- Dataset content -
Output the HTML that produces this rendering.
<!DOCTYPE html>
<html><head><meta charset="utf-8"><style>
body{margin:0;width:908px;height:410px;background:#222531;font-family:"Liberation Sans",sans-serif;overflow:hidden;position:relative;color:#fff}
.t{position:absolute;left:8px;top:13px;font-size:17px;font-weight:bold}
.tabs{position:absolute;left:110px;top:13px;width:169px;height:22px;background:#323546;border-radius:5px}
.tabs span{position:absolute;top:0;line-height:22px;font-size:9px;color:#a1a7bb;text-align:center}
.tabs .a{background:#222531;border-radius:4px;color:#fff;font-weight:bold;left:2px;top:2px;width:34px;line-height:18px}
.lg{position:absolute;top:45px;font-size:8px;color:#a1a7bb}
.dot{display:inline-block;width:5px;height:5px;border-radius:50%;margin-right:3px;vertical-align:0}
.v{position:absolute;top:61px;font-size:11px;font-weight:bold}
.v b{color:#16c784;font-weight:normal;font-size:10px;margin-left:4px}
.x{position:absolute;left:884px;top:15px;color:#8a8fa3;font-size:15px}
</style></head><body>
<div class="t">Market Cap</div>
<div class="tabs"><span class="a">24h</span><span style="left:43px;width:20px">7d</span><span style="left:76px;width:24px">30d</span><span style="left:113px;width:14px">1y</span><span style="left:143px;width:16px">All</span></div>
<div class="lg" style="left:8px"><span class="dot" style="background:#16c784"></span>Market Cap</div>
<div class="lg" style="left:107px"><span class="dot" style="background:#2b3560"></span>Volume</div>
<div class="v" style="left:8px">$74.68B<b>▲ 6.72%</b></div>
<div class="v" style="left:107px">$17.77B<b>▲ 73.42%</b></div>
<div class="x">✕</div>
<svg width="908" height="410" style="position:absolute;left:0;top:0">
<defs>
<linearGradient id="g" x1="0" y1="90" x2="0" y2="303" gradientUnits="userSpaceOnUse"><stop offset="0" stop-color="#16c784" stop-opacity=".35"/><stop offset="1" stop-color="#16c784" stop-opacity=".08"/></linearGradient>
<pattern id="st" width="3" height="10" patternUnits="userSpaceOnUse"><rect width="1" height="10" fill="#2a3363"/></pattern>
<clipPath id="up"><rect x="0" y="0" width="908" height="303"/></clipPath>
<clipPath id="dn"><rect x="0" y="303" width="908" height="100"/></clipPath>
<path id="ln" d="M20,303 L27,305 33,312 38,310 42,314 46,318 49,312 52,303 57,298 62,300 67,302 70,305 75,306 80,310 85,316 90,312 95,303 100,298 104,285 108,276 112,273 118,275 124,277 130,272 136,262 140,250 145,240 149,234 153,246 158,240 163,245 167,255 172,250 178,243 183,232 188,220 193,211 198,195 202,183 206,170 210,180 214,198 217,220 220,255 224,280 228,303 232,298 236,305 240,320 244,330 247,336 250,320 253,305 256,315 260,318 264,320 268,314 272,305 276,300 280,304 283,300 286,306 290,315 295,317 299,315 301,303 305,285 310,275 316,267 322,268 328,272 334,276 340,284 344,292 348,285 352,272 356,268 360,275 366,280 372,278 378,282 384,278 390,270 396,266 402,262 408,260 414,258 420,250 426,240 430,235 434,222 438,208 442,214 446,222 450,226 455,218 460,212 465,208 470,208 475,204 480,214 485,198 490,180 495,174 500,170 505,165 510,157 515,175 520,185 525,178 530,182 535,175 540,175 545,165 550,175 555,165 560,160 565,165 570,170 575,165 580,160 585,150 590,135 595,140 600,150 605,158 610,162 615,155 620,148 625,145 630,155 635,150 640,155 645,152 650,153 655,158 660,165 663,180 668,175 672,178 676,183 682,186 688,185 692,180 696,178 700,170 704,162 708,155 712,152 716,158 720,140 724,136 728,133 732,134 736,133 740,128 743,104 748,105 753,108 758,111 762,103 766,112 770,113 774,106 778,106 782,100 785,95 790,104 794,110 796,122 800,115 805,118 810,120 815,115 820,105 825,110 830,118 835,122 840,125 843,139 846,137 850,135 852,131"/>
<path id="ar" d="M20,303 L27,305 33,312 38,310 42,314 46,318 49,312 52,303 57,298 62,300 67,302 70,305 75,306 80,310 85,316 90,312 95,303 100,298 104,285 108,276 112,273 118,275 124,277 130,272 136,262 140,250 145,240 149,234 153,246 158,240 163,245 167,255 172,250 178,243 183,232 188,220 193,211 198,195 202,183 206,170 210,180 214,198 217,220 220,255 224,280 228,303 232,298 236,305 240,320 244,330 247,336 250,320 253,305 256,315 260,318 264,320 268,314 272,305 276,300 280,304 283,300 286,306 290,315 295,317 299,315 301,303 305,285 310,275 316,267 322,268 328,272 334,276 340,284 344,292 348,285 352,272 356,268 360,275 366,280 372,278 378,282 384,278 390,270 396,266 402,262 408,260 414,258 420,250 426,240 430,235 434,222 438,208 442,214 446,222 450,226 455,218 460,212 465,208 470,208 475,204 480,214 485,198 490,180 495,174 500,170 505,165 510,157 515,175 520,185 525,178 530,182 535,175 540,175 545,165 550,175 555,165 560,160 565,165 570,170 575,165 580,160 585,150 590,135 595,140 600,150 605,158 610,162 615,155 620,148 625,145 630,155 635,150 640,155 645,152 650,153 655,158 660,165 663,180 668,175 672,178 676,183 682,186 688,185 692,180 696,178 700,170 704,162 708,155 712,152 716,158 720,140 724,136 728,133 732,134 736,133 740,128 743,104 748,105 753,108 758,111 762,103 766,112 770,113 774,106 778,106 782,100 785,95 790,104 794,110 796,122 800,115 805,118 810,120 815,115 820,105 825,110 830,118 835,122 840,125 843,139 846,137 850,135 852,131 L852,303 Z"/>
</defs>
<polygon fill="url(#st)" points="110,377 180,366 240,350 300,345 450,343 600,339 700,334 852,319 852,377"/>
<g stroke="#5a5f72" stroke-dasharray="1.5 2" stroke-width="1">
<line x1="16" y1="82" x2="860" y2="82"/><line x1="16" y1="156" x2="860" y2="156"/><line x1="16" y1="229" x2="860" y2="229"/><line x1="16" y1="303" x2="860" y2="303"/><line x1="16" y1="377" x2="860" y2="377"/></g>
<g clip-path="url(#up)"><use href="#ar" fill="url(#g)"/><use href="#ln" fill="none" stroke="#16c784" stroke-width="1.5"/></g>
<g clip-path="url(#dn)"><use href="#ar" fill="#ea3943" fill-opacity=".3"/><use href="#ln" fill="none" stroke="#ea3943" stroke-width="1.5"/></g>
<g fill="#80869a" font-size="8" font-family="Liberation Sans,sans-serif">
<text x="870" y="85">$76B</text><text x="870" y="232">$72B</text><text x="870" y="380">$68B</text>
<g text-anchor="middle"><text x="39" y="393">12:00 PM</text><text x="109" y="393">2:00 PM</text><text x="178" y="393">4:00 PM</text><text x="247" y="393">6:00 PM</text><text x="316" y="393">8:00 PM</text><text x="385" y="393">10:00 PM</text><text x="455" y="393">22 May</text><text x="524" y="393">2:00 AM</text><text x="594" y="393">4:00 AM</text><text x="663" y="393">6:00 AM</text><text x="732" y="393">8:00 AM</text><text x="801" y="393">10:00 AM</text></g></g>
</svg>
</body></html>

* * *

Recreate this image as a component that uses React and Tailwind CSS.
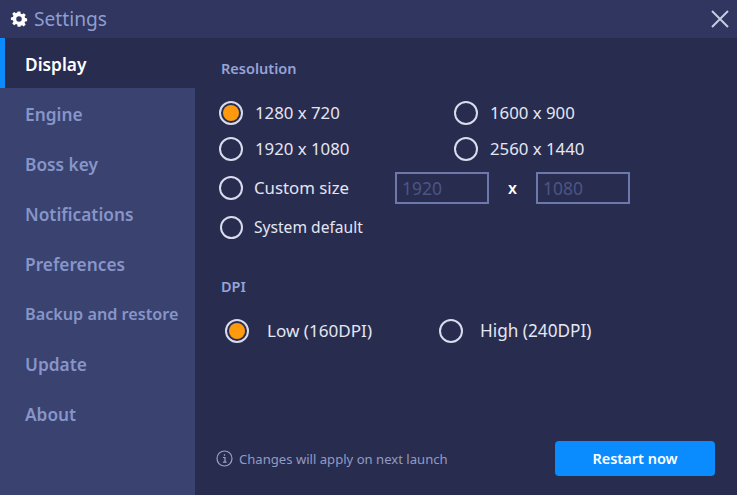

--

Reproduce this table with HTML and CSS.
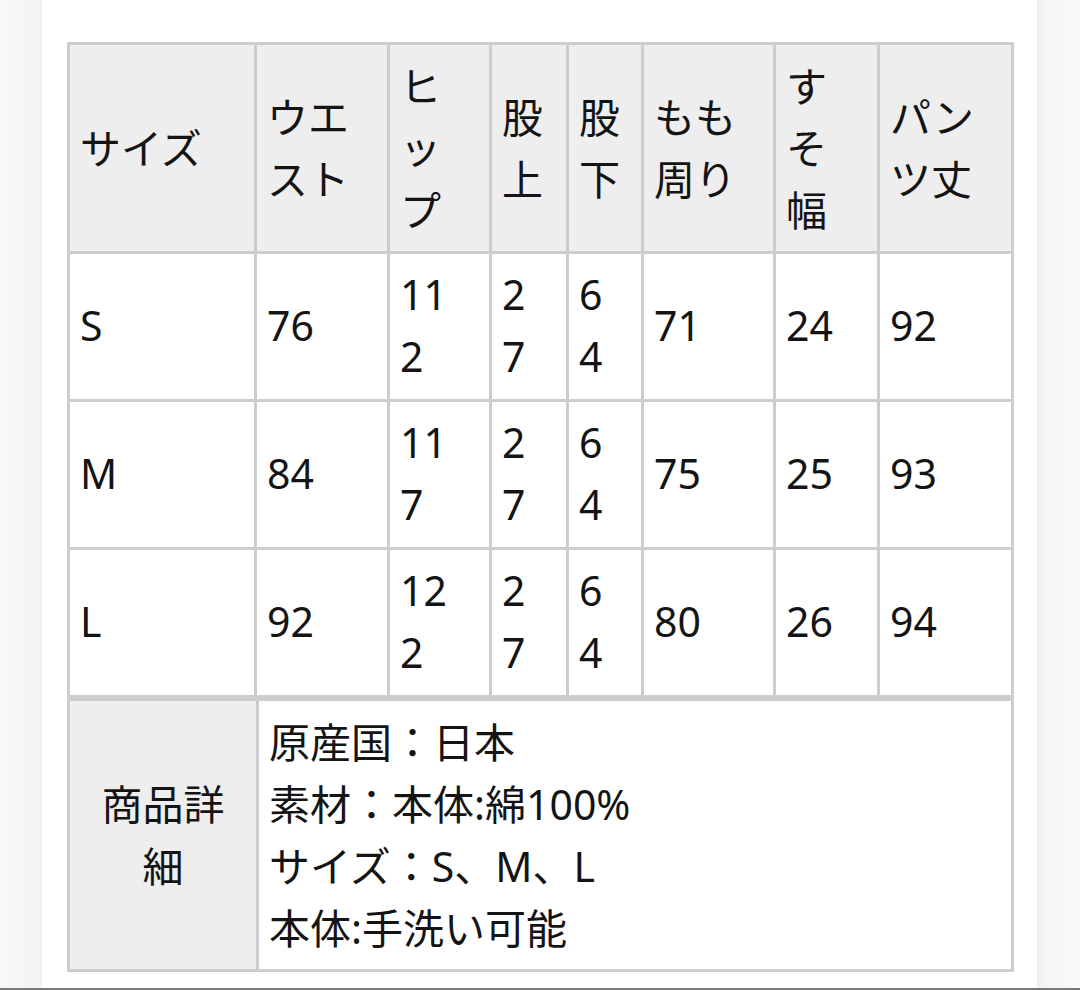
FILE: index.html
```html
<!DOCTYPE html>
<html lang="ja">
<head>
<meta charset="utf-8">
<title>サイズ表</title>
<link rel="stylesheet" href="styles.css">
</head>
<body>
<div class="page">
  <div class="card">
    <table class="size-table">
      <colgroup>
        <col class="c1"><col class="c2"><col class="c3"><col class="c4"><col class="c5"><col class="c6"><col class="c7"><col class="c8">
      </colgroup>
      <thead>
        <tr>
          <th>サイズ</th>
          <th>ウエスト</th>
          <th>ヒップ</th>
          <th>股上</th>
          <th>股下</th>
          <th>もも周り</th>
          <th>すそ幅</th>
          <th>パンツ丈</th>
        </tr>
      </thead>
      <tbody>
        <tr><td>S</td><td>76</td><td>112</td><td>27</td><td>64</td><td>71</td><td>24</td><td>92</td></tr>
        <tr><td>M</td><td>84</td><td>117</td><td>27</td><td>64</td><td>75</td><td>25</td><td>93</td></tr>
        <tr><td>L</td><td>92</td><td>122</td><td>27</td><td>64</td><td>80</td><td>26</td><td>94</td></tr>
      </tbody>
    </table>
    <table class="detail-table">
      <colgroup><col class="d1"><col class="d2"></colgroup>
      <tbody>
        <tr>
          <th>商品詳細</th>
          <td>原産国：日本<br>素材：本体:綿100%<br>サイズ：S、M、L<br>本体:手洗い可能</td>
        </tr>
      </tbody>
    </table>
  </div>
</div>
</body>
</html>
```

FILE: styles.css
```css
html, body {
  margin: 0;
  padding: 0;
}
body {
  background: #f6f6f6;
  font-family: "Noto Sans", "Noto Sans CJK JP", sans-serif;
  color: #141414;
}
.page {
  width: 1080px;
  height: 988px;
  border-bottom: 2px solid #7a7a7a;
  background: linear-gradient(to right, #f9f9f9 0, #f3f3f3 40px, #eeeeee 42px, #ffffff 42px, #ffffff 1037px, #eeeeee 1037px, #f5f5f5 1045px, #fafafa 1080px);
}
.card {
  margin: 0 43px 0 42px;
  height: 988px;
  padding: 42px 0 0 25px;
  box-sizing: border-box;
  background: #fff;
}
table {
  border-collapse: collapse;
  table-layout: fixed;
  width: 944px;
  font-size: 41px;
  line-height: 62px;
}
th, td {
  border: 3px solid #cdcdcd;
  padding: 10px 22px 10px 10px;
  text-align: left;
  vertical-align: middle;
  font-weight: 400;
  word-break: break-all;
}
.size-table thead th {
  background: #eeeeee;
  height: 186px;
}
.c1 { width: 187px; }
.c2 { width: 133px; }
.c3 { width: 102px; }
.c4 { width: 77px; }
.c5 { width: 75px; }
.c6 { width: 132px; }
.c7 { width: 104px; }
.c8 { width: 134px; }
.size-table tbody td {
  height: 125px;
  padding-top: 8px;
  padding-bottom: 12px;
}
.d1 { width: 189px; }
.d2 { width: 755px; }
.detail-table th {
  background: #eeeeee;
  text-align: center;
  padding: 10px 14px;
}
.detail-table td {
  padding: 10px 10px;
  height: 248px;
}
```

- Stated task -
Pick out and copy the lines of the entries that hold the string "this".

- The result -
Output the HTML that produces this rendering.
Recreate this image as a component that uses React and Tailwind CSS.
Reproduce this table with HTML and CSS.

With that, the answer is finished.